La separación de poderes no es un eslogan vacío, sino un principio jurídico-político que cobra especial relevancia en el combate a la corrupción: significa que la investigación, enjuiciamiento y sanción de las conductas corruptas deben situarse fuera del alcance de aquellos a quienes pudiera incomodar dichas actuaciones. Ello exige dotar a jueces, magistrados y fiscales de medios suficientes, protección frente a injerencias y un marco legal claro que les permita actuar con diligencia (por ejemplo, agilizando los procedimientos penales complejos y eliminando obstáculos). La verdadera agencia anticorrupción de un Estado de Derecho es un poder judicial independiente y efectivo.
En suma, más que crear nuevas agencias cuya independencia es cuestionable, España debería centrarse en cerrar o reconvertir aquellas existentes que han demostrado escaso rendimiento, y canalizar esos recursos a reforzar las instituciones ya legitimadas constitucionalmente para perseguir el delito. Frente al acto de fe, debemos asegurar que fiscalías, fuerzas policiales y tribunales actúen con objetividad y rigor, conforme a los principios básicos de la separación de poderes. También, dicho sea, reforzando la figura de la acusación popular que se ha demostrado fundamental para la persecución de la corrupción en España.

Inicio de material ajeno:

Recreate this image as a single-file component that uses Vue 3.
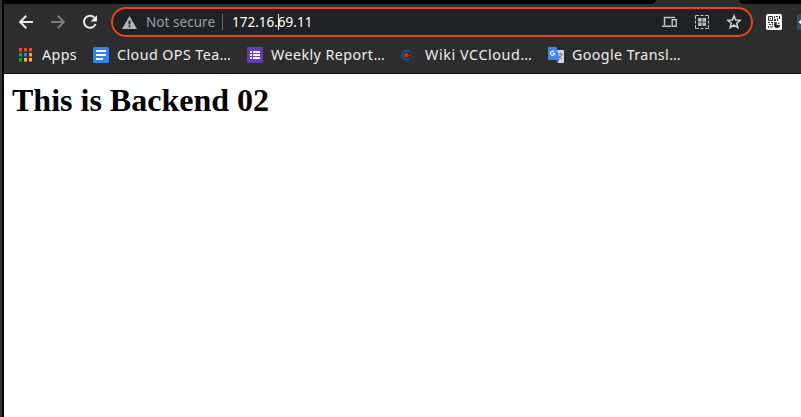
<script setup>
const bookmarks = [
  { label: 'Apps', icon: 'apps', width: 75, spacing: 0.35 },
  { label: 'Cloud OPS Tea…', icon: 'doc', width: 154, spacing: 0.42 },
  { label: 'Weekly Report…', icon: 'form', width: 153, spacing: 0.42 },
  { label: 'Wiki VCCloud…', icon: 'wiki', width: 148, spacing: 0.6 },
  { label: 'Google Transl…', icon: 'translate', width: 150, spacing: 0.38 },
]
const appColors = ['#f44336', '#f44336', '#f44336', '#0f9d58', '#1e88e5', '#ffa726', '#0f9d58', '#fbb03b', '#fbb03b']
</script>

<template>
  <div class="window">
    <header class="chrome">
      <div class="tabstrip">
        <div class="tab-left"></div>
        <div class="tab-right"></div>
      </div>
      <div class="toolbar">
        <svg class="nav" viewBox="0 0 16 16"><path d="M15 8H2.5M8.3 1.8 2.1 8l6.2 6.2" fill="none" stroke="#e8e8e8" stroke-width="2" /></svg>
        <svg class="nav" viewBox="0 0 16 16"><path d="M1 8h12.5M7.7 1.8 13.9 8l-6.2 6.2" fill="none" stroke="#7c7c7c" stroke-width="2" /></svg>
        <svg class="nav" viewBox="0 0 16 16"><path d="M13.6 10A6 6 0 1 1 12.5 3.8" fill="none" stroke="#e8e8e8" stroke-width="2" /><path d="M15 1v6.4H8.6z" fill="#e8e8e8" /></svg>
        <div class="omnibox">
          <svg class="warning" viewBox="0 0 15 13"><path d="M7.5 0 15 13H0z" fill="#b4b7ba" /><path d="M6.6 4.5h1.8v4H6.6zM6.6 9.5h1.8v1.7H6.6z" fill="#202124" /></svg>
          <span class="secure">Not secure</span>
          <span class="divider"></span>
          <span class="url">172.16.<i class="caret"></i>69.11</span>
          <svg class="devices" viewBox="0 0 16 12"><path d="M2.5 9V1.5H13M0 10.2h9" fill="none" stroke="#bdc1c6" stroke-width="1.5" /><path d="M10.2 3.7h4.1v6.6h-4.1z" fill="none" stroke="#bdc1c6" stroke-width="1.4" /></svg>
          <svg class="qr" viewBox="0 0 14 14"><path d="M.5 4V.5H4M10 .5h3.5V4M13.5 10v3.5H10M4 13.5H.5V10M5.5.5h3M5.5 13.5h3M.5 5.5v3M13.5 5.5v3" fill="none" stroke="#bdc1c6" /><path d="M3 3h3.7v3.7H3zM7.4 3h3.7v3.7H7.4zM3 7.4h3.7v3.7H3zM7.4 7.4h3.7v3.7H7.4z" fill="#b6b9bd" /></svg>
          <svg class="star" viewBox="0 0 16 16"><path d="m8 1.8 1.65 4.25 4.55.28-3.5 2.92 1.15 4.43L8 11.22l-3.85 2.46L5.3 9.25 1.8 6.33l4.55-.28z" fill="none" stroke="#d3d5d8" stroke-width="1.5" /></svg>
        </div>
        <svg class="ext" viewBox="0 0 16 16">
          <rect width="16" height="16" rx="1.5" fill="#f5f5f5" />
          <path d="M2.5 2.5h4v4h-4z" fill="none" stroke="#333" />
          <path d="M4 4h1v1H4zM8 2h1v2H8zM10 2h2v1h-2zM13 2h1v3h-1zM8 5h2v2H8zM11 4h1v3h-1zM2 8h2v1H2zM5 8h2v1H5zM3 10h2v1H3zM6 9.5h1v2H6zM2 12h1v2H2zM4 12.5h3v1H4zM8 8h1v1H8z" fill="#333" />
          <path d="M10.8 8v3H14a3 3 0 1 1-3.2-3z" fill="#222" /><path d="M12 8.2V10h1.8A2 2 0 0 0 12 8.2z" fill="#555" />
        </svg>
        <svg class="edge" viewBox="0 0 4 16"><path d="M0 1.5Q0 0 1.5 0H4v16H1.5Q0 16 0 14.5z" fill="#315063" /><path d="M1.5 8 4 5.8v4.4z" fill="#fff" /></svg>
      </div>
      <nav class="bookmarks">
        <div v-for="b in bookmarks" :key="b.icon" class="bookmark" :style="{ width: b.width + 'px' }">
          <svg v-if="b.icon === 'apps'" class="favicon" viewBox="0 0 16 16">
            <g v-for="(c, i) in appColors" :key="i">
              <rect :x="1 + (i % 3) * 5" :y="1 + Math.floor(i / 3) * 5" width="3" height="3" :fill="c" />
              <rect :x="1 + (i % 3) * 5" :y="4 + Math.floor(i / 3) * 5" width="3" height="1" :fill="c" opacity=".5" />
            </g>
          </svg>
          <svg v-else-if="b.icon === 'doc'" class="favicon" viewBox="0 0 16 16"><rect width="16" height="16" rx="1.5" fill="#2d84f0" /><path d="M3 4h10M3 8h10M3 12h7" stroke="#fff" stroke-width="2" /></svg>
          <svg v-else-if="b.icon === 'form'" class="favicon" viewBox="0 0 16 16"><rect width="16" height="16" rx="1" fill="#673ab7" /><path d="M3 5h2M3 8h2M3 11h2M6 5h7M6 8h7M6 11h7" stroke="#fff" stroke-width="2" /></svg>
          <svg v-else-if="b.icon === 'wiki'" class="favicon wiki" viewBox="0 0 16 16"><path d="M9.4 4.6A4.5 4.5 0 1 0 9.4 11.8" fill="none" stroke="#07639b" stroke-width="1.7" /><circle cx="6.2" cy="8.2" r="2.2" fill="#d9301a" /><path d="M9.3 7.4h1.5v1.5H9.3zM11 4.8h1.3v1.3H11zM10.7 10h1.3v1.3h-1.3zM13 8.8h1.3V10H13z" fill="#a82d20" /><path d="M14.5 7.8h1v1h-1z" fill="#6b2b25" /></svg>
          <svg v-else class="favicon" viewBox="0 0 16 16"><path d="M6 3h9q1 0 1 1v11q0 1-1 1H10z" fill="#d6d9dc" /><path d="M9.8 7h5M12.3 5.5V7M14 7q-.8 3-3.2 4.2M10.8 8.5q1.2 2 3.2 3.5" fill="none" stroke="#697b84" stroke-width="1" /><path d="m8 13 3 0-1.5 3z" fill="#3f51c8" /><path d="M1 0h7.5l3.2 13H1q-1 0-1-1V1q0-1 1-1z" fill="#4086f4" /><path d="M6.2 4.9A2.1 2.1 0 1 0 6.7 6.5H4.8" fill="none" stroke="#fff" stroke-width="1.1" /></svg>
          <span :style="{ letterSpacing: b.spacing + 'px' }">{{ b.label }}</span>
        </div>
      </nav>
    </header>
    <main><h1>This is Backend 02</h1></main>
  </div>
</template>

<style>
body { margin: 0; overflow: hidden; }
</style>
<style scoped>
.window { box-sizing: border-box; width: 801px; height: 417px; border-left: 2px solid #333; background: #fff; }
.window::before { content: ''; float: left; width: 2px; height: 417px; background: #000; }
.chrome { margin-left: 2px; height: 74px; box-sizing: border-box; background: #2d2d2d; border-bottom: 1px solid #171717; font-family: "Noto Sans", sans-serif; }
.tabstrip { height: 4px; display: flex; justify-content: space-between; }
.tab-left { width: 652px; background: #000; border-bottom-right-radius: 5px 4px; }
.tab-right { width: 62px; background: #000; border-bottom-left-radius: 5px 4px; }
.toolbar { height: 36px; display: flex; align-items: center; padding-left: 14px; box-sizing: border-box; overflow: hidden; }
.nav { width: 16px; height: 16px; margin-right: 16px; flex: none; }
.omnibox { width: 642px; height: 30px; flex: none; box-sizing: border-box; border: 2px solid #e8451f; border-radius: 15px; background: #202124; display: flex; align-items: center; padding-left: 10px; margin-left: -3px; }
.warning { width: 15px; height: 13px; margin-left: -1px; flex: none; }
.secure { color: #9aa0a6; font-size: 13.5px; line-height: 18px; margin-left: 9px; width: 76px; white-space: nowrap; letter-spacing: 0.05px; }
.divider { width: 1px; height: 16px; background: #666a6e; }
.url { color: #fff; font-size: 13.5px; line-height: 18px; margin-left: 9px; width: 430px; white-space: nowrap; }
.caret { display: inline-block; width: 1px; height: 16px; margin-right: -1px; vertical-align: -3px; background: #fff; }
.devices { width: 16px; height: 12px; margin-right: 17px; flex: none; }
.qr { width: 14px; height: 14px; margin-right: 17px; flex: none; }
.star { width: 16px; height: 16px; flex: none; }
.ext { width: 16px; height: 16px; margin-left: 13px; flex: none; }
.edge { width: 4px; height: 16px; margin-left: 15px; flex: none; }
.bookmarks { height: 30px; display: flex; align-items: center; padding-left: 14px; }
.bookmark { display: flex; align-items: center; flex: none; color: #eee; font-size: 14.3px; line-height: 20px; white-space: nowrap; }
.favicon { width: 16px; height: 16px; margin-right: 8px; flex: none; }
.wiki { margin-right: 9px; }
main { padding: 8px 0 0 10px; }
h1 { margin: 0; font: bold 32px/37px "Liberation Serif", serif; color: #000; }
</style>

Solo recuperando esa confianza en la justicia –una justicia ágil, profesional e independiente– lograremos que la lucha contra la corrupción sea implacable y creíble, sin depender de estructuras paralelas potencialmente manipulables. En la batalla contra la corrupción, el mejor aliado del ciudadano es un juez íntegro e independiente, no una agencia politizada. Y es que la historia reciente nos enseña que, paradójicamente, las mejores «agencias anticorrupción» son aquellas que operan bajo el imperio de la ley y no al dictado de ningún gobierno.